It’s humid out there. Muggy. It’s steamy and sticky and stifling and your clothes feel like clammy snakeskins clinging to your damp flesh. One thing I’ve noticed about soggy weather (that’s seven adjectives if you’re counting) is that most people have a hard time talking about it without swearing. They can describe cold or snow or a monsoon in PG language but when the air gets really dank (eight) every utterance requires a $#[email protected]#! to get it started.

Soup is not a meal, Vera!

Incidentally, when the weather is really (pick your adjective from the list above,) when I put on my motorcycle helmet, it feels like I’ve dumped a bowl of Campbell’s Southwest-Style White Chicken Chili Soup over my head. I don’t know why it’s that soup in particular. I tried to get an explanation from the National Weather Service, but they kept hanging up on me.

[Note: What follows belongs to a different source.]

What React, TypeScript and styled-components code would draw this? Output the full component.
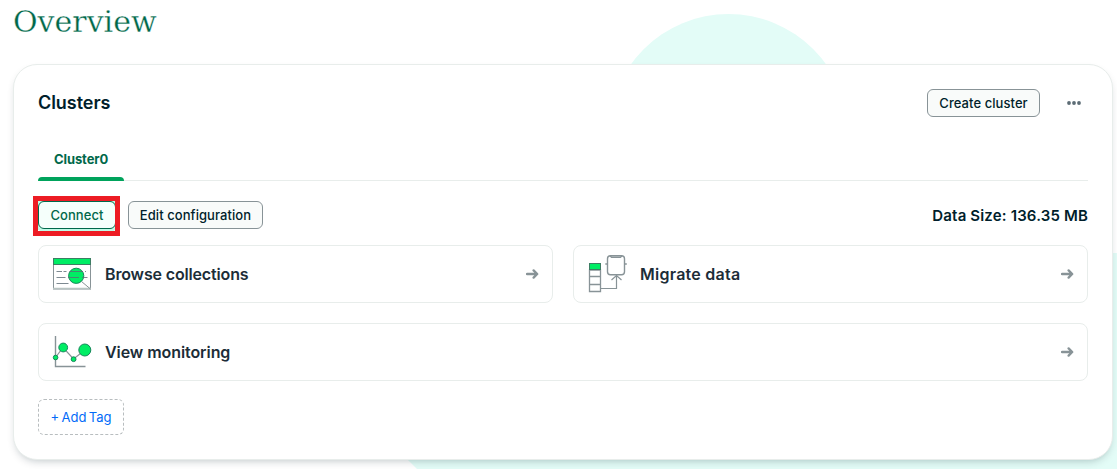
import type { ReactNode } from "react"
import styled, { createGlobalStyle } from "styled-components"

const GlobalStyle = createGlobalStyle`
  *,
  *::after {
    box-sizing: border-box;
  }

  body {
    margin: 0;
    background: #ffffff;
    color: #001e2b;
    font-family: Inter, "Liberation Sans", sans-serif;
    overflow: hidden;
  }
`

const Page = styled.main`
  position: relative;
  width: 1117px;
  height: 469px;
  padding: 0 4px 0 13px;
  overflow: hidden;
`

/* Decorative shapes behind the card */
const Backdrop = styled.svg`
  position: absolute;
  inset: 0;
  z-index: -1;
`

const PageTitle = styled.h1`
  margin: 0;
  height: 64px;
  padding-top: 2px;
  color: #00684a;
  font-family: "DejaVu Serif", serif;
  font-size: 30px;
  font-weight: 400;
  line-height: 40px;
  -webkit-text-stroke: 0.3px #ffffff; /* thins the strokes */
`

const Card = styled.section`
  width: 1100px;
  height: 396px;
  padding: 24px;
  border: 1px solid #e8edeb;
  border-radius: 24px;
  background: #ffffff;
  box-shadow: 0 4px 10px -4px rgba(0, 30, 43, 0.3);
`

const CardHeader = styled.header`
  display: flex;
  align-items: center;
  height: 28px;
`

const CardTitle = styled.h2`
  margin: 0 auto 0 0;
  font-size: 18px;
  font-weight: 600;
  line-height: 24px;
  letter-spacing: -0.05px;
`

const Button = styled.button<{ $width: number; $active?: boolean }>`
  width: ${({ $width }) => $width}px;
  height: 28px;
  padding: 0;
  border: 1px solid ${({ $active }) => ($active ? "#00684a" : "#889397")};
  border-radius: 6px;
  background: ${({ $active }) => ($active ? "#f5fffb" : "#f9fbfa")};
  box-shadow: ${({ $active }) => ($active ? "0 0 0 3px #c0fae6" : "none")};
  color: ${({ $active }) => ($active ? "#00684a" : "#001e2b")};
  font-family: inherit;
  font-size: 13px;
  font-weight: 450;
  line-height: 20px;
  letter-spacing: 0.07px;
  white-space: nowrap;
`

const MoreButton = styled.button`
  display: flex;
  align-items: center;
  justify-content: center;
  width: 28px;
  height: 28px;
  margin-left: 20px;
  padding: 0;
  border: 0;
  background: none;
`

const Tabs = styled.nav`
  display: flex;
  height: 64px;
  padding-top: 22px;
  box-shadow: inset 0 -1px #e8edeb;
`

const Tab = styled.div`
  width: 86px;
  height: 42px;
  padding: 10px 0 0 16px;
  color: #00684a;
  font-size: 13px;
  font-weight: 700;
  line-height: 20px;
  letter-spacing: -0.1px;

  &::after {
    content: "";
    display: block;
    width: 86px;
    height: 4px;
    margin: 8px 0 0 -16px;
    border-radius: 4px 4px 0 0;
    background: #00a35c;
  }
`

const Actions = styled.div`
  display: flex;
  align-items: center;
  gap: 12px;
  height: 28px;
  margin: 20px 0 16px;
`

const Highlight = styled.div`
  position: relative;
  height: 28px;

  &::after {
    content: "";
    position: absolute;
    top: -5px;
    left: -5px;
    width: 87px;
    height: 40px;
    border: 5px solid #ed1c24;
  }
`

const DataSize = styled.strong`
  margin-left: auto;
  padding-top: 1px;
  font-size: 15px;
  font-weight: 600;
  line-height: 24px;
  letter-spacing: 0.16px;
`

const Links = styled.div`
  display: grid;
  grid-template-columns: 1fr 1fr;
  gap: 20px;
`

const LinkCard = styled.a<{ $wide?: boolean }>`
  display: flex;
  align-items: center;
  grid-column: ${({ $wide }) => ($wide ? "1 / -1" : "auto")};
  height: 58px;
  padding: 0 12px;
  border: 1px solid #e8edeb;
  border-radius: 8px;
  color: #1c2d38;
`

const LinkLabel = styled.span<{ $spacing: number }>`
  margin: 0 auto 0 12px;
  font-size: 16px;
  font-weight: 600;
  line-height: 24px;
  letter-spacing: ${({ $spacing }) => $spacing}px;
`

const AddTag = styled.button`
  display: block;
  width: 86px;
  height: 36px;
  margin-top: 18px;
  padding: 0;
  border: 1px dashed #b8bdbf;
  border-radius: 6px;
  background: none;
  color: #016bf8;
  font-family: inherit;
  font-size: 13px;
  line-height: 20px;
  word-spacing: -1.3px;
`

function ArrowIcon() {
  return (
    <svg width="14" height="14" viewBox="0 0 14 14" fill="none" stroke="#889397" strokeWidth="2.3">
      <path d="M1 7H11M7.6 3.4L11.2 7L7.6 10.6" strokeLinecap="round" strokeLinejoin="round" />
    </svg>
  )
}

function BrowseIcon() {
  return (
    <svg width="42" height="42" viewBox="0 0 42 42" fill="none">
      <rect x="2.5" y="5.5" width="37" height="30.5" stroke="#889397" />
      <path d="M2 35.5H40" stroke="#b8c4c2" strokeWidth="1.5" />
      <rect x="2.5" y="5.5" width="37" height="6" fill="#00ed64" stroke="#3d7d63" />
      <circle cx="25.2" cy="22.8" r="7.6" fill="#00ed64" stroke="#16885b" />
      <path d="M5.5 18.5H11M12.5 18.5H15.5M18.5 18.5H32M34 18.5H35M5.5 24.5H14.5M17 24.5H28M31 24.5H36.5M5.5 30.5H17.5" stroke="#5c6c75" strokeOpacity=".8" />
      <path d="M30.5 28.5L39.5 36" stroke="#889397" />
    </svg>
  )
}

function MigrateIcon() {
  return (
    <svg width="42" height="42" viewBox="0 0 42 42" fill="none" stroke="#889397">
      <path d="M3.5 17H14.5V38.5H3.5ZM3.5 23.5H14.5M3.5 31.5H14.5" strokeWidth="1.3" />
      <rect x="3.5" y="10.5" width="11" height="6" fill="#00ed64" stroke="#3d7d63" />
      <rect x="21.5" y="2.8" width="17" height="19" rx="3" strokeWidth="1.4" />
      <path d="M24 2.8L25.5 4.2H34.5L36 2.8M19.3 11H21.5M38.5 11H40.8" strokeWidth="1.4" />
      <path d="M14.5 35.5H30.5V22.5M25.5 27L30.5 22.5L35.5 27" strokeWidth="1.2" />
    </svg>
  )
}

function MonitoringIcon() {
  return (
    <svg width="42" height="42" viewBox="0 0 42 42" fill="none">
      <path d="M4.5 5V35.5H34.5" stroke="#889397" strokeWidth="1.4" />
      <path d="M4.5 26.5L12 16.5L22.5 28L34 19" stroke="#889397" strokeWidth="1.2" />
      <g fill="#00ed64" stroke="#16885b">
        <circle cx="4.6" cy="26.5" r="2.3" />
        <circle cx="12.2" cy="16.5" r="4.4" />
        <circle cx="22.6" cy="28.2" r="2.4" />
        <circle cx="33.8" cy="19" r="6" />
      </g>
    </svg>
  )
}

type ClusterLinkProps = {
  icon: ReactNode
  label: string
  spacing?: number
  wide?: boolean
}

function ClusterLink({ icon, label, spacing = 0, wide }: ClusterLinkProps) {
  return (
    <LinkCard $wide={wide}>
      {icon}
      <LinkLabel $spacing={spacing}>{label}</LinkLabel>
      <ArrowIcon />
    </LinkCard>
  )
}

export default function App() {
  return (
    <>
      <GlobalStyle />
      <Page>
        <Backdrop width="1117" height="469" fill="#e3fcf7">
          <circle cx="728.5" cy="134" r="120" />
          <path d="M200 253H1117V469H417Z" />
        </Backdrop>
        <PageTitle>Overview</PageTitle>
        <Card>
          <CardHeader>
            <CardTitle>Clusters</CardTitle>
            <Button $width={113}>Create cluster</Button>
            <MoreButton aria-label="More options">
              <svg width="14" height="4" viewBox="0 0 14 4" fill="#5c6c75">
                <circle cx="2" cy="2" r="1.9" />
                <circle cx="7" cy="2" r="1.9" />
                <circle cx="12" cy="2" r="1.9" />
              </svg>
            </MoreButton>
          </CardHeader>

          <Tabs>
            <Tab>Cluster0</Tab>
          </Tabs>

          <Actions>
            <Highlight>
              <Button $width={78} $active>Connect</Button>
            </Highlight>
            <Button $width={135}>Edit configuration</Button>
            <DataSize>Data Size: 136.35 MB</DataSize>
          </Actions>

          <Links>
            <ClusterLink icon={<BrowseIcon />} label="Browse collections" spacing={-0.15} />
            <ClusterLink icon={<MigrateIcon />} label="Migrate data" spacing={0.25} />
            <ClusterLink icon={<MonitoringIcon />} label="View monitoring" spacing={-0.07} wide />
          </Links>

          <AddTag>+ Add Tag</AddTag>
        </Card>
      </Page>
    </>
  )
}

Maine Med buying building occupied by Pizza Villa restaurant

Oh, that’s great. Now when you go in for a pie, they’ll make you wait an hour in the main lobby before ushering you off to a tiny room where they’ll insist that you take off your clothes for no particular reason. Five different people will come in to poke and prod you and ask a thousand questions that don’t seem in any way related to the pepperoni and pineapple pizza you came in for. Then you’ll wait some more before a stern looking man in a white coat comes in to tell you that everything’s fine, you’re just hungry, and he’s prescribing a bag of Funyuns and a Yoohoo to go with that delicious, thick-crust pizza you still haven’t seen yet. You may eat eventually, but wait til you get the bill, my friend. What the hell is a “pepp func panel” and why does it cost $400? Exactly what is a level 3 topping fee and why are you being charged $229 for a single black olive? All things considered, I think we’d all be better off if the pizza joint bought the hospital, instead. You call ahead, explain what you want, and if you’re not all fixed up in 30 minutes or less, it’s free!

I just threw up a little

Do people really put pineapple and olives on pizza? Seriously, bro. Stop that.

Hot enough for you?

But seriously, it may be hot and irriguous (that’s nine and that’s a record) out there, but I just saw my first back-to-school sale advertisement of the summer and you know that means it’s going to be snowing any day now. Those back-to-school merchants are horrible people who probably put weird stuff on their pizza.